Os pesquisadores da WWA compararam as altas temperaturas atuais com recordes históricos em sete estações meteorológicas na região norte da Europa: duas na Finlândia e uma na Dinamarca, na Irlanda, na Holanda, na Noruega e na Suécia.
As estações foram selecionadas por motivos práticos. Os dados atuais de temperaturas podiam ser acessados em tempo real, e todos os pontos de medição tinham arquivos com dados digitalizados desde o início da década de 1990.
Para cada ano no arquivo histórico, os cientistas observaram os três dias consecutivos mais quentes. Para 2018, escolheram os três dias mais quentes do ano até agora.
Em seguida, alimentaram modelos climáticos com esses dados e compararam os resultados do mundo hoje com o mundo do passado, quando as emissões de gases poluentes eram bem mais baixas.
No caso de Copenhague, o grupo descobriu que uma onda de calor como a atual acontece a cada sete anos no nosso mundo. Mas, num mundo sem mudanças climáticas criadas pelo homem, uma onda de calor como essa aconteceria apenas a cada 35 anos.
"Assim, podemos dizer que as mudanças climáticas aumentaram em dez vezes a probabilidade de o evento de acontecer ", diz Otto.
Ao compilar todos os resultados das sete estações meteorológicas analisadas em toda a Europa, os cientistas observaram ainda que a probabilidade de ondas de calor como a atual é, em geral, duas vezes maior hoje do que se as atividades humanas não tivessem alterado o clima.
Os resultados ainda não foram revisados por outros especialistas porque os cientistas da WWA querem fornecer uma análise veloz dos eventos extremos atuais, uma vez que o interesse público é alto. Eles planejam publicar os resultados formalmente numa revista científica, assim como fizeram com estudos anteriores.
As mudanças climáticas são um assunto abstrato, com medidas abstratas, a exemplo do aumento da temperatura média global.
Mas as pessoas não vivem temperaturas médias. Elas vivem a experiência de chuvas torrenciais, incluindo enchentes, ondas de calor, tempestades severas e estiagens.
"É muito importante fornecer ilustrações dos efeitos das mudanças climáticas", diz Robert Vautard, pesquisador do Laboratório de Ciências do Clima e do Meio Ambiente da França. Para ele, será apenas quando entendermos qual é a aparência do aquecimento global é que poderemos nos preparar para combatê-lo.

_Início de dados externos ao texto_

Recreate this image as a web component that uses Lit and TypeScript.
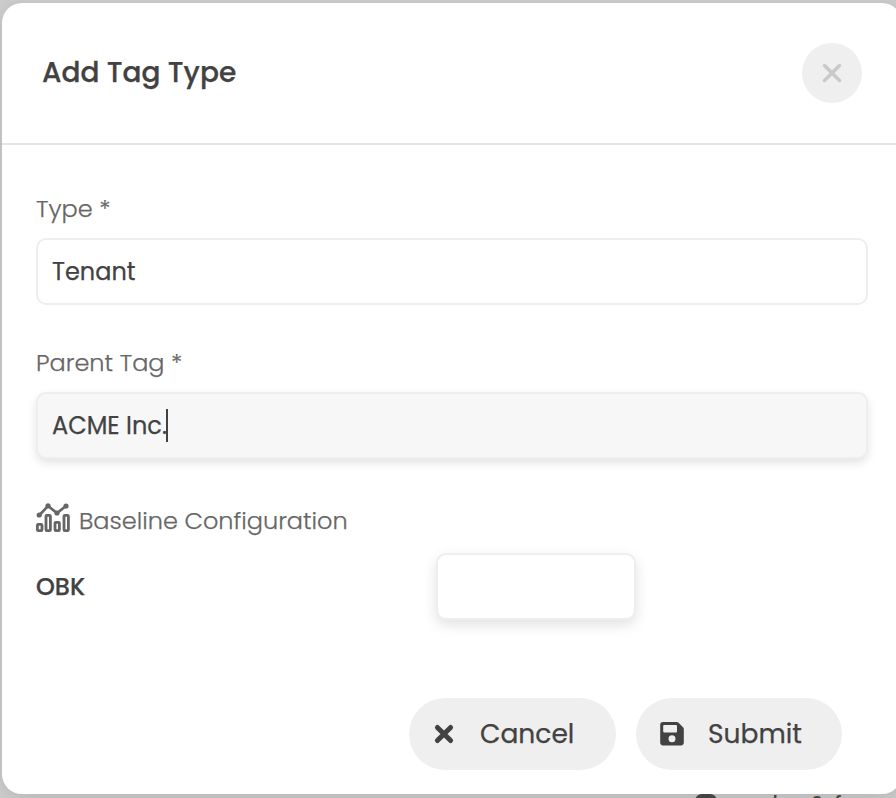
import { LitElement, html, css } from "lit";
import { customElement } from "lit/decorators.js";

@customElement("app-root")
export class AppRoot extends LitElement {
  static styles = css`
    :host {
      display: block;
      position: relative;
      box-sizing: border-box;
      width: 896px;
      height: 798px;
      padding: 3px 0 0 2px;
      overflow: hidden;
      background: #cfcfcf;
      color: #424242;
      font-family: Poppins, Inter, "Open Sans", sans-serif;
      -webkit-text-stroke: 0.25px currentColor;
    }
    * {
      box-sizing: border-box;
    }
    .behind {
      position: absolute;
      left: 695px;
      top: 794px;
      display: flex;
      height: 24px;
      color: #4a4a4a;
      font-size: 22px;
      line-height: 20px;
    }
    .blob {
      width: 22px;
      height: 22px;
      border-radius: 7px;
      background: #4a4a4c;
    }
    .word {
      margin-left: 46px;
    }
    .amp {
      margin-left: 32px;
    }
    .eff {
      margin-left: 8px;
    }
    .modal {
      position: relative;
      width: 900px;
      height: 791px;
      border-radius: 20px;
      background: #fff;
      box-shadow: 0 4px 24px rgba(0, 0, 0, 0.14);
    }
    header {
      display: flex;
      align-items: center;
      justify-content: space-between;
      height: 142px;
      padding: 0 40px;
      border-bottom: 2px solid #e4e4e4;
    }
    h1 {
      margin: 0;
      font-size: 28px;
      line-height: 40px;
      font-weight: 500;
    }
    .close {
      display: flex;
      align-items: center;
      justify-content: center;
      width: 60px;
      height: 60px;
      padding: 0;
      border: 0;
      border-radius: 50%;
      background: #efefef;
    }
    main {
      padding: 46px 34px 0;
    }
    .label {
      display: block;
      height: 36px;
      margin-bottom: 11px;
      line-height: 36px;
      font-size: 24px;
      font-weight: 300;
      color: #666;
    }
    .field {
      display: flex;
      align-items: center;
      height: 67px;
      padding: 0 14px;
      border: 2px solid #eee;
      border-radius: 10px;
      background: #fff;
      font-size: 24px;
    }
    .first {
      margin-bottom: 40px;
    }
    .active {
      background: #f7f7f7;
      box-shadow: 0 4px 10px rgba(0, 0, 0, 0.11);
    }
    .caret {
      width: 2px;
      height: 33px;
      margin-left: -1px;
      background: #424242;
    }
    .section {
      display: flex;
      align-items: center;
      height: 36px;
      margin-top: 43px;
      font-size: 24px;
      font-weight: 300;
      color: #666;
    }
    .section svg {
      margin: -4px 9px 0 0;
    }
    .row {
      display: grid;
      grid-template-columns: 400px 200px;
      align-items: center;
      margin-top: 15px;
      font-size: 24px;
      font-weight: 500;
    }
    .small {
      box-shadow: 0 5px 14px rgba(0, 0, 0, 0.12);
    }
    footer {
      display: flex;
      justify-content: flex-end;
      gap: 20px;
      margin-top: 78px;
      padding-right: 26px;
    }
    .btn {
      display: flex;
      align-items: center;
      width: 206px;
      height: 72px;
      padding: 0;
      border: 0;
      border-radius: 36px;
      background: #efefef;
      color: #424242;
      font: inherit;
      font-size: 26.5px;
    }
    .cancel {
      width: 207px;
      padding-left: 24px;
    }
    .cancel svg {
      margin-right: 25px;
    }
    .submit {
      padding-left: 23px;
    }
    .submit svg {
      margin-right: 23px;
    }
  `;

  render() {
    return html`
      <div class="behind">
        <span class="blob"></span><span class="word">d</span
        ><span class="amp">&amp;</span><span class="eff">f</span>
      </div>
      <section class="modal">
        <header>
          <h1>Add Tag Type</h1>
          <button class="close" aria-label="Close">
            <svg width="20" height="20" viewBox="0 0 20 20" fill="none" stroke="#c9c9c9" stroke-width="3.4" stroke-linecap="round">
              <path d="M2.5 2.5 17.5 17.5M17.5 2.5 2.5 17.5" />
            </svg>
          </button>
        </header>
        <main>
          <span class="label">Type *</span>
          <div class="field first"><span>Tenant</span></div>
          <span class="label">Parent Tag *</span>
          <div class="field active"><span>ACME Inc.</span><i class="caret"></i></div>
          <div class="section">
            <svg width="34" height="30" viewBox="0 0 34 30" fill="none" stroke="#666">
              <g stroke-width="2.8">
                <rect x="1.4" y="21.4" width="4.6" height="6.2" rx="0.8" />
                <rect x="10" y="12.4" width="4.4" height="15.2" rx="0.8" />
                <rect x="19" y="19.4" width="4.4" height="8.2" rx="0.8" />
                <rect x="28" y="12.4" width="4.4" height="15.2" rx="0.8" />
              </g>
              <path d="M3.5 12 12 3 21 10 30 3" stroke-width="2.6" />
              <g fill="#666" stroke="none">
                <circle cx="3.2" cy="12" r="2.6" />
                <circle cx="12" cy="2.8" r="2.6" />
                <circle cx="21" cy="10" r="2.6" />
                <circle cx="30" cy="3" r="2.6" />
              </g>
            </svg>
            <span>Baseline Configuration</span>
          </div>
          <div class="row"><span>OBK</span><div class="field small"></div></div>
          <footer>
            <button class="btn cancel">
              <svg width="22" height="22" viewBox="0 0 22 22" fill="none" stroke="#424242" stroke-width="5" stroke-linecap="round">
                <path d="M4.4 4.4 17.6 17.6M17.6 4.4 4.4 17.6" />
              </svg>
              Cancel
            </button>
            <button class="btn submit">
              <svg width="26" height="26" viewBox="0 0 26 26">
                <path fill="#424242" fill-rule="evenodd" d="M4 1H17.8Q18.8 1 19.6 1.8L24 6.2Q24.8 7 24.8 8V21.6Q24.8 24.4 22 24.4H4Q1.2 24.4 1.2 21.6V3.8Q1.2 1 4 1ZM4.2 5V10.5Q4.2 11.5 5.2 11.5H17Q18 11.5 18 10.5V5Q18 4 17 4H5.2Q4.2 4 4.2 5ZM13 14.3A3.5 3.5 0 1 0 13 21.3 3.5 3.5 0 1 0 13 14.3Z" />
              </svg>
              Submit
            </button>
          </footer>
        </main>
      </section>
    `;
  }
}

Após a onda mortífera de calor de 2003, conhecida como canicule entre os franceses e que só na França resultou na morte de 15 mil pessoas, o governo francês criou um plano emergencial para lidar com problemas de saúde ligados ao calor.

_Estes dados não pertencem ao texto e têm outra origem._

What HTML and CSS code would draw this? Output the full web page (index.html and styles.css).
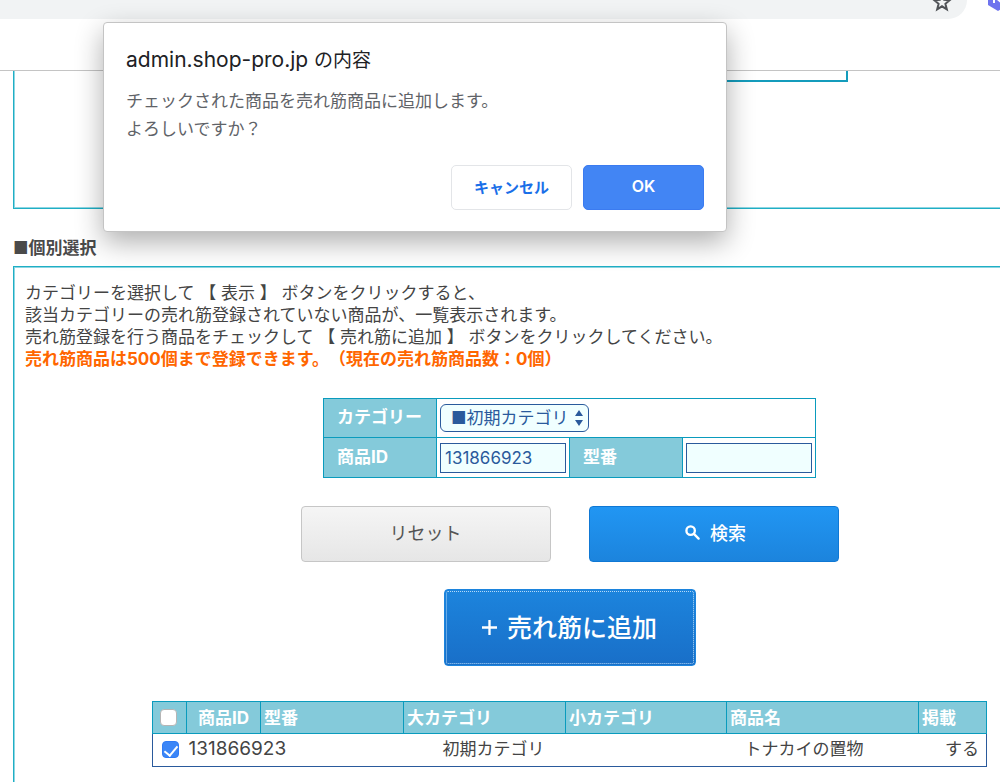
FILE: index.html
```
<!DOCTYPE html>
<html lang="ja">
	<head>
		<meta charset="UTF-8">
		<title>売れ筋商品</title>
		<link rel="stylesheet" href="styles.css">
	</head>
	<body>
		<div class="toolbar">
			<div class="address">
				<svg class="star" viewBox="0 0 20 20"><path d="M10 2.5l2.1 5.3 5.6.4-4.3 3.6 1.4 5.5-4.8-3-4.8 3 1.4-5.5-4.3-3.6 5.6-.4z"/></svg>
			</div>
			<svg class="ext" viewBox="0 0 24 24"><path d="M12 0l10 6v12l-10 6-10-6V6z" fill="#6f74ee"/><path d="M8 16V9l8 7V9" fill="none" stroke="#fff" stroke-width="2"/></svg>
		</div>
		<header class="header"></header>

		<main class="content">
			<section class="panel panel-top">
				<div class="inner-box"></div>
			</section>

			<h2 class="heading">■個別選択</h2>
			<section class="panel panel-main">
				<p class="guide">
					カテゴリーを選択して 【 表示 】 ボタンをクリックすると、<br>
					該当カテゴリーの売れ筋登録されていない商品が、一覧表示されます。<br>
					売れ筋登録を行う商品をチェックして 【 売れ筋に追加 】 ボタンをクリックしてください。<br>
					<strong>売れ筋商品は500個まで登録できます。（現在の売れ筋商品数：0個）</strong>
				</p>

				<form>
					<table class="search">
						<colgroup>
							<col class="c-label"><col class="c-field"><col class="c-label"><col class="c-field">
						</colgroup>
						<tr>
							<th><label for="category">カテゴリー</label></th>
							<td colspan="3">
								<span class="select">
									<select id="category"><option>■初期カテゴリ</option></select>
									<svg viewBox="0 0 8 16"><path d="M4 0l4 6H0zM4 16l4-6H0z"/></svg>
								</span>
							</td>
						</tr>
						<tr>
							<th><label for="item-id">商品ID</label></th>
							<td><input type="text" id="item-id" value="131866923"></td>
							<th><label for="model">型番</label></th>
							<td><input type="text" id="model"></td>
						</tr>
					</table>

					<div class="buttons">
						<button type="button" class="btn btn-reset">リセット</button>
						<button type="button" class="btn btn-search">
							<svg viewBox="0 0 16 16"><circle cx="6" cy="6" r="4.5"/><path d="M9.5 9.5l5 5"/></svg>検索
						</button>
					</div>
					<div class="buttons">
						<button type="button" class="btn btn-add"><svg viewBox="0 0 16 16"><path d="M8 0v16M0 8h16"/></svg>売れ筋に追加</button>
					</div>

					<table class="result">
						<colgroup>
							<col class="c-check"><col class="c-id"><col class="c-model"><col class="c-large"><col class="c-small"><col class="c-name"><col class="c-show">
						</colgroup>
						<thead>
							<tr>
								<th><input type="checkbox" aria-label="すべて選択"></th>
								<th class="center">商品ID</th>
								<th>型番</th>
								<th>大カテゴリ</th>
								<th>小カテゴリ</th>
								<th>商品名</th>
								<th>掲載</th>
							</tr>
						</thead>
						<tbody>
							<tr>
								<td><input type="checkbox" aria-label="131866923" checked></td>
								<td class="id" colspan="2">131866923</td>
								<td class="large">初期カテゴリ</td>
								<td></td>
								<td class="name">トナカイの置物</td>
								<td class="show">する</td>
							</tr>
						</tbody>
					</table>
				</form>
			</section>
		</main>

		<div class="dialog" role="dialog" aria-labelledby="dialog-title">
			<h1 id="dialog-title">admin.shop-pro.jp <span>の内容</span></h1>
			<p>チェックされた商品を売れ筋商品に追加します。<br>よろしいですか？</p>
			<div class="dialog-buttons">
				<button type="button">キャンセル</button>
				<button type="button" class="ok">OK</button>
			</div>
		</div>
	</body>
</html>
```
FILE: styles.css
```
*{
	box-sizing: border-box;
	margin: 0;
	padding: 0;
}
body{
	display: flex;
	flex-direction: column;
	min-height: 100vh;
	background: #fff;
	color: #444;
	font: 17px/22px Inter, "Noto Sans CJK JP", sans-serif;
	text-spacing-trim: space-all;
}
button,input,select{
	font-family: inherit;
}

/* ブラウザのツールバー */
.toolbar{
	display: flex;
	height: 19px;
	overflow: hidden;
}
.address{
	display: flex;
	flex: 1;
	justify-content: flex-end;
	margin-right: 19px;
	padding-right: 15px;
	background: #f1f3f4;
	border-bottom-right-radius: 19px;
}
.star{
	width: 20px;
	height: 20px;
	margin-top: -8px;
	fill: none;
	stroke: #505357;
	stroke-width: 2;
}
.ext{
	width: 24px;
	height: 24px;
	margin: -13px -10px 0 0;
	flex-shrink: 0;
}
.header{
	height: 52px;
	border-bottom: 1px solid #c4c4c4;
}

.content{
	display: flex;
	flex-direction: column;
	flex: 1;
	margin-left: 13px;
}
/* 右側は画面の端まで */
.panel{
	border: 1px solid #1fafc5;
	border-right: 0;
}
.panel-top{
	height: 138px;
	border-top: 0;
	box-shadow: inset 1px -1px #8fd6e2;
}
.inner-box{
	height: 11px;
	margin: 0 152px 0 25%;
	border: solid #149cbc;
	border-width: 0 2px 2px 0;
}
.heading{
	margin: 27px 0 6px;
	font-size: 17px;
	line-height: 24px;
	color: #4a4a4a;
}
.panel-main{
	flex: 1;
	padding: 15px 13px 14px 11px;
	border-bottom: 0;
	box-shadow: inset 1px 1px #8fd6e2;
}
.guide{
	white-space: nowrap;
}
.guide strong{
	color: #ff6600;
}
form{
	margin-left: 127px;
}

.search{
	width: 492px;
	margin: 28px auto;
	border-collapse: collapse;
	table-layout: fixed;
	border: 1px solid #0a9bbd;
}
.c-label{width: 113px;}
.c-field{width: 133px;}
.search th,.search td{
	height: 40px;
	border: 1px solid #0a9bbd;
	text-align: left;
	vertical-align: middle;
}
.search tr:first-child th,.search tr:first-child td{
	height: 39px;
}
.search th{
	padding: 0 0 2px 13px;
	background: #84cada;
	color: #fff;
}
.search td{
	padding: 0 3px;
}
.search input{
	display: block;
	width: 126px;
	height: 30px;
	padding: 0 4px;
	border: 1px solid #2a5a9c;
	background: #f0ffff;
	color: #2a5a9c;
	font-size: 17px;
}
.select{
	position: relative;
	display: block;
	width: 149px;
}
.select select{
	display: block;
	width: 100%;
	height: 28px;
	padding-left: 10px;
	border: 1px solid #2a5a9c;
	border-radius: 6px;
	background: #f0ffff;
	color: #2a5a9c;
	font-size: 17px;
	appearance: none;
}
.select svg{
	position: absolute;
	top: 6px;
	right: 6px;
	width: 8px;
	height: 16px;
	fill: #2a5a9c;
	pointer-events: none;
}

.buttons{
	display: flex;
	justify-content: center;
	gap: 38px;
	margin-bottom: 27px;
}
.btn{
	width: 250px;
	height: 56px;
	padding-bottom: 4px;
	border-radius: 4px;
	font-size: 18px;
}
.btn-reset{
	border: 1px solid #c6c6c6;
	background: linear-gradient(#f5f5f5,#e6e6e6);
	color: #555;
}
.btn-search,.btn-add{
	display: flex;
	align-items: center;
	justify-content: center;
	gap: 10px;
	border: 1px solid #0f78d4;
	background: linear-gradient(#2196f3,#1c84dd);
	color: #fff;
	font-weight: 500;
}
.btn svg{
	width: 15px;
	height: 15px;
	fill: none;
	stroke: #fff;
	stroke-width: 2.5;
	stroke-linecap: round;
}
.btn-search{
	padding-left: 4px;
}
.btn-add{
	width: 252px;
	height: 77px;
	border-color: #1c84dd;
	outline: 1px dotted #b4daf8;
	outline-offset: -3px;
	background: linear-gradient(#1c84dd,#196fc8);
	font-size: 25px;
}
.btn-add svg{
	margin-top: 4px;
	stroke-linecap: butt;
}

.result{
	width: 834px;
	margin: 35px auto 0;
	border-collapse: collapse;
	table-layout: fixed;
	border: 1px solid #2a5a9c;
	white-space: nowrap;
}
.c-check{width: 34px;}
.c-id{width: 74px;}
.c-model{width: 143px;}
.c-large{width: 162px;}
.c-small{width: 161px;}
.c-name{width: 192px;}
.c-show{width: 68px;}
.result th{
	height: 32px;
	padding-left: 3px;
	border: 1px solid #0a9bbd;
	background: #84cada;
	color: #fff;
	text-align: left;
}
.result td{
	height: 33px;
	padding-bottom: 2px;
}
.result .center{
	padding: 0;
	text-align: center;
}
.result .id{
	padding-left: 2px;
	font-size: 19px;
}
.result .large{
	padding-left: 39px;
}
.result .name{
	padding-left: 18px;
}
.result .show{
	padding-right: 7px;
	text-align: right;
}
.result input{
	display: block;
	width: 17px;
	height: 17px;
	margin-left: 4px;
	border: 1px solid #b5b5b5;
	border-radius: 4px;
	background: #fff;
	appearance: none;
}
.result td input{
	margin-left: 9px;
}
.result input:checked{
	border-color: #2f7bf5;
	background: #3b86f7;
}
.result input:checked::before{
	content: "";
	display: block;
	width: 6px;
	height: 11px;
	margin: 1px auto;
	border: solid #fff;
	border-width: 0 2px 2px 0;
	transform: rotate(40deg);
}

/* 確認ダイアログ */
.dialog{
	position: absolute;
	top: 22px;
	left: 103px;
	width: 624px;
	padding: 23px 22px 21px;
	border: 1px solid #c4c4c4;
	border-radius: 4px;
	background: #fff;
	box-shadow: 0 10px 28px rgba(0,0,0,.32);
}
.dialog h1{
	color: #202124;
	font-size: 21px;
	font-weight: 400;
	line-height: 28px;
}
.dialog h1 span{
	font-size: 19px;
}
.dialog p{
	margin: 12px 0 22px;
	color: #5f6368;
	line-height: 28px;
}
.dialog-buttons{
	display: flex;
	justify-content: flex-end;
	gap: 11px;
}
.dialog button{
	width: 121px;
	height: 45px;
	padding-bottom: 3px;
	border: 1px solid #e3e5e8;
	border-radius: 5px;
	background: #fff;
	color: #1a6fe8;
	font-size: 15px;
	font-weight: 600;
}
.dialog .ok{
	border-color: #3b7bf0;
	background: #4285f4;
	color: #fff;
	font-size: 16px;
}
```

Porém, especialistas acreditam que este plano esteja desatualizado. "Nossa infraestrutura e planos de saúde se baseiam em ondas de calor e chuvas que presenciamos no passado. Mas temos que entender que o clima de hoje não é o mesmo que costumava ser, e que será muito diferente no futuro", afirma Vautard.
Parlamentares no Reino Unido – onde os termômetros registraram temperaturas extraordinariamente altas, acima de 30ºC na semana passada (23/07) – enfrentam temores parecidos. Eles alertaram para o fato de que mortes prematuras causadas por ondas de calor podem triplicar até 2050, e exortam o governo a desenvolver uma estratégica para proteger a saúde da população.

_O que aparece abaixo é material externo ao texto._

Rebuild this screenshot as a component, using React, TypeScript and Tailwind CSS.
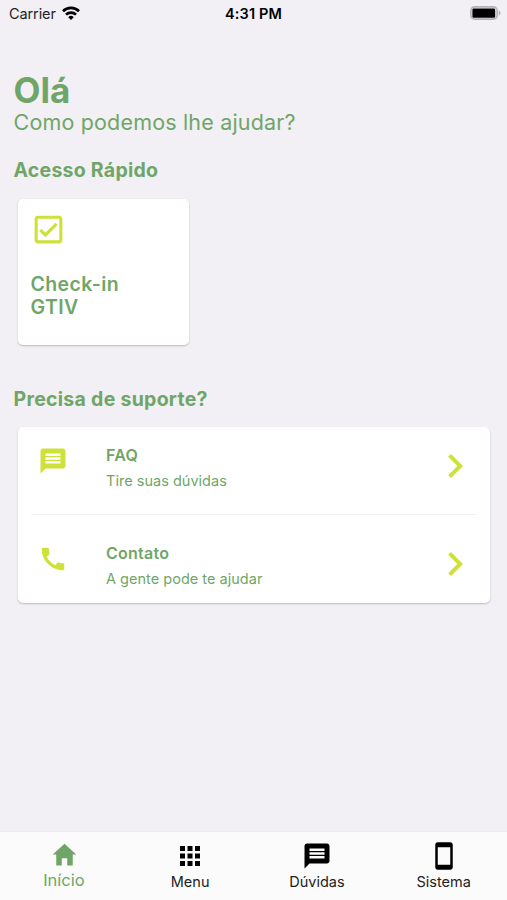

Mas esses eventos extremos serão mais frequentes no futuro? Cientistas do clima concordam quase em unanimidade: sim.
"Eventos de calor extremo como este se tornarão mais frequentes e mais intensos enquanto o globo continua aquecendo", afirma Andrew King, pesquisador do ARC, o Centro de Excelência para Extremos do Clima da universidade australiana de Melbourne.
"Sabemos que ondas de calor e verões quentes como 2003 na Europa deverão ocorrer com muita probabilidade na maior parte dos anos, mesmo que ainda não se tenha aquecido o planeta em 2ºC", adiciona.
O Acordo de Paris de combate às mudanças climáticas busca limitar o aquecimento global entre 1,5 e 2ºC – mas, seguindo o ritmo atual, o planeta caminha para um aquecimento de 3ºC.
E o clima não está ficando apenas mais quente – está se tornando menos previsível.
A variabilidade de eventos meteorológicos extremos vai aumentar, segundo confirmou a pesquisadora do clima Friederike Otto. Se, durante um ano, poderemos ver ondas de calor, no ano seguinte poderemos vivenciar chuvas extremas. E o quadro pode ser muito diferente de um lugar para outro.
"O perigo das mudanças climáticas é que não estamos adaptados a elas", constata Otto.
Segundo os especialistas, além da necessidade urgente de limitar o aquecimento global a abaixo de 2ºC, aprender a se adaptar rapidamente a eventos extremos será um grande desafio para o futuro. Ondas de calor como a atual podem virar apenas "verão" no futuro.